Sandy’s Garden


If you are lucky enough to be presented with a professionally-assembled bouquet or, for that matter, even an attractive bunch of flowers selected by a professional florist, there’s a fair chance that Alstroemeria will be one of the featured flowers, for Alstroemeria is a florists’ favourite. The reasons are many, but simple to explain, for their slender stems are strong yet support multiple, ruffled, trumpet-shaped flowers that are available in a vast range of colours, usually warm colours like reds, yellows, oranges and pinks, but also in the cooler colours of lavenders and creams through to neutral whites. The petals, attractive as they are when they are simply coloured, are often decorated with tiny spots or stripes. And, as an added bonus, cut Alstroemerias should last about two weeks in water if they are properly prepared by having the bottom inch of the stem cut off to encourage fluid absorption and by being placed in a vase with lukewarm water and, for best results, a floral preservative. Remove any leaves that would otherwise be immersed.

But while specialist plant propagation nurseries nowadays spend huge amounts of time and effort developing and cultivating new hybrids by cross-breeding, ever extending the variety and mix of colours available, Alstroemeria is not a recent introduction to the United Kingdom, for it has been known in these islands for fully 150 years. It takes its name from Baron Claus Alstroemer, who was born in 1736 and became a student of the eminent Swedish botanist Carl Linnaeus. His wealthy background allowed Baron Alstroemer to undertake expeditions to little-known parts of the world, where he assiduously studied the strange plants he found there and collected seed to bring home. He travelled to South America in 1753, saw these magnificent, lily-like flowers and sent seed back to Linnaeus, who was equally impressed when these seeds grew and flowered. Since the plants were unknown in Europe and had no European name, Linnaeus … who is justly remembered as the originator of the system of nomenclature by which botanists classify and differentiate plants to this day … named it after his student and friend, giving the name the Latin appearance that was very much in fashion for scientific names at that time by calling it Alstroemeria.

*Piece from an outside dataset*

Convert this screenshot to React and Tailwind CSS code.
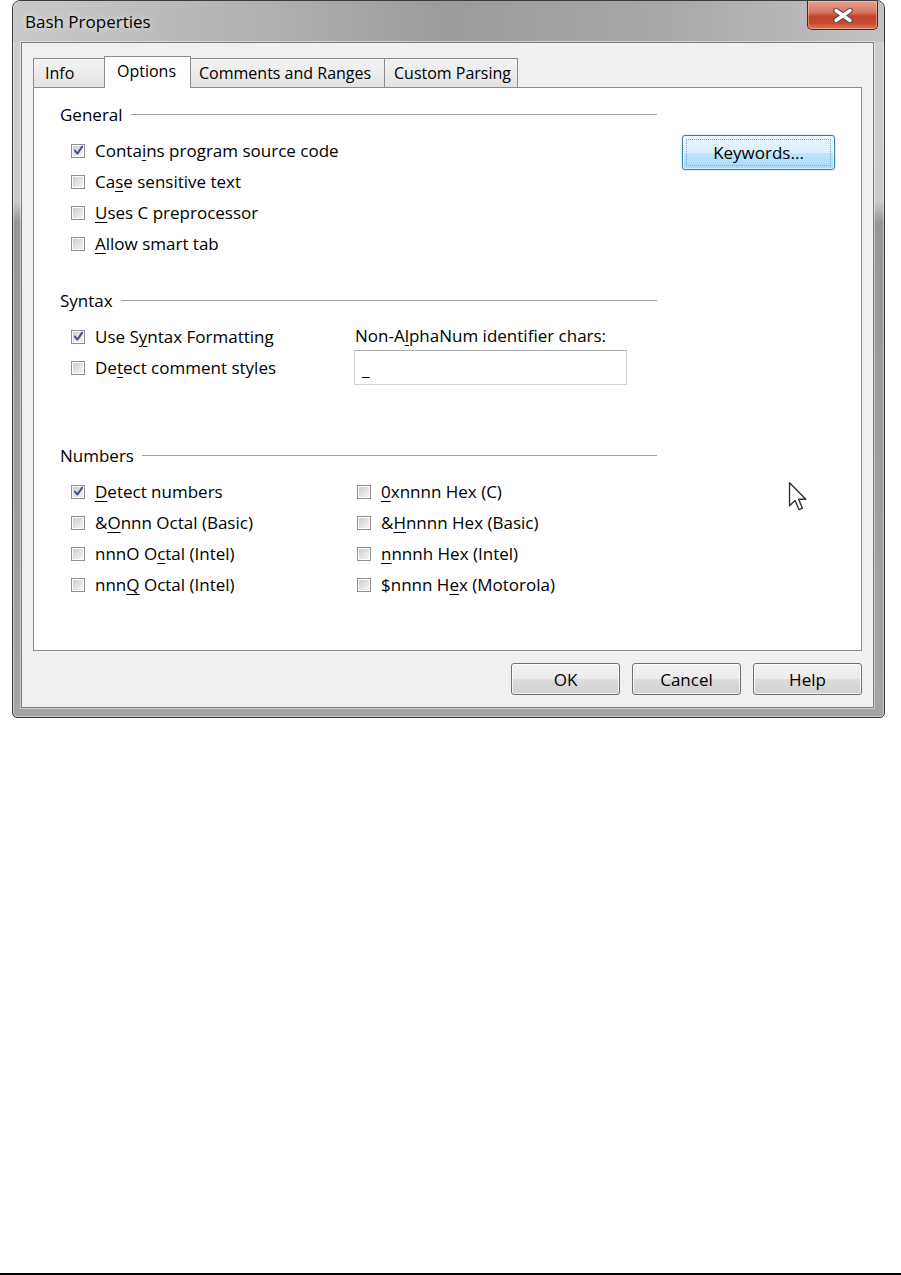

Although Baron Alstroemer had sent seed to Europe … the only practical way to transport plants half-way round the globe when a voyage from South America to Europe by sailing ship took an unknown number of weeks according to the perversity of the wind … Alstroemeria are best grown from tubers, the fleshy roots from which the stems spring. And the plant’s similarities to lilies led to it being developed commercially by Dutch bulb growers who, to this very day, keep tight control over many of the hybrids they have developed, including all the white-flowering varieties, protecting them by internationally-recognised plant growers’ rights and refusing to grant any licences for their being grown outwith the Dutch industry.

Alstroemeria has been given a number of common names, of which ‘Peruvian lily’ is probably the most widely used, named for the part of the world from which it originated; it is also known as ‘Lily of the Incas’, ‘Parrot Lily, Princess Lily’ and, in New Zealand, ‘Christmas bell’. Rather ironically, given that all bar one of the common names include the word ‘Lily’, Alstroemerias were reclassified some yeas ago and, instead of being counted as members of the Lily family, they are now seen as first cousins to the Amaryllis. But whatever you call it, and whether you think it more resembles a Lily than an Amaryllis, if you are lucky enough to be presented with bouquet containing Alstroemeria, enjoy your good fortune.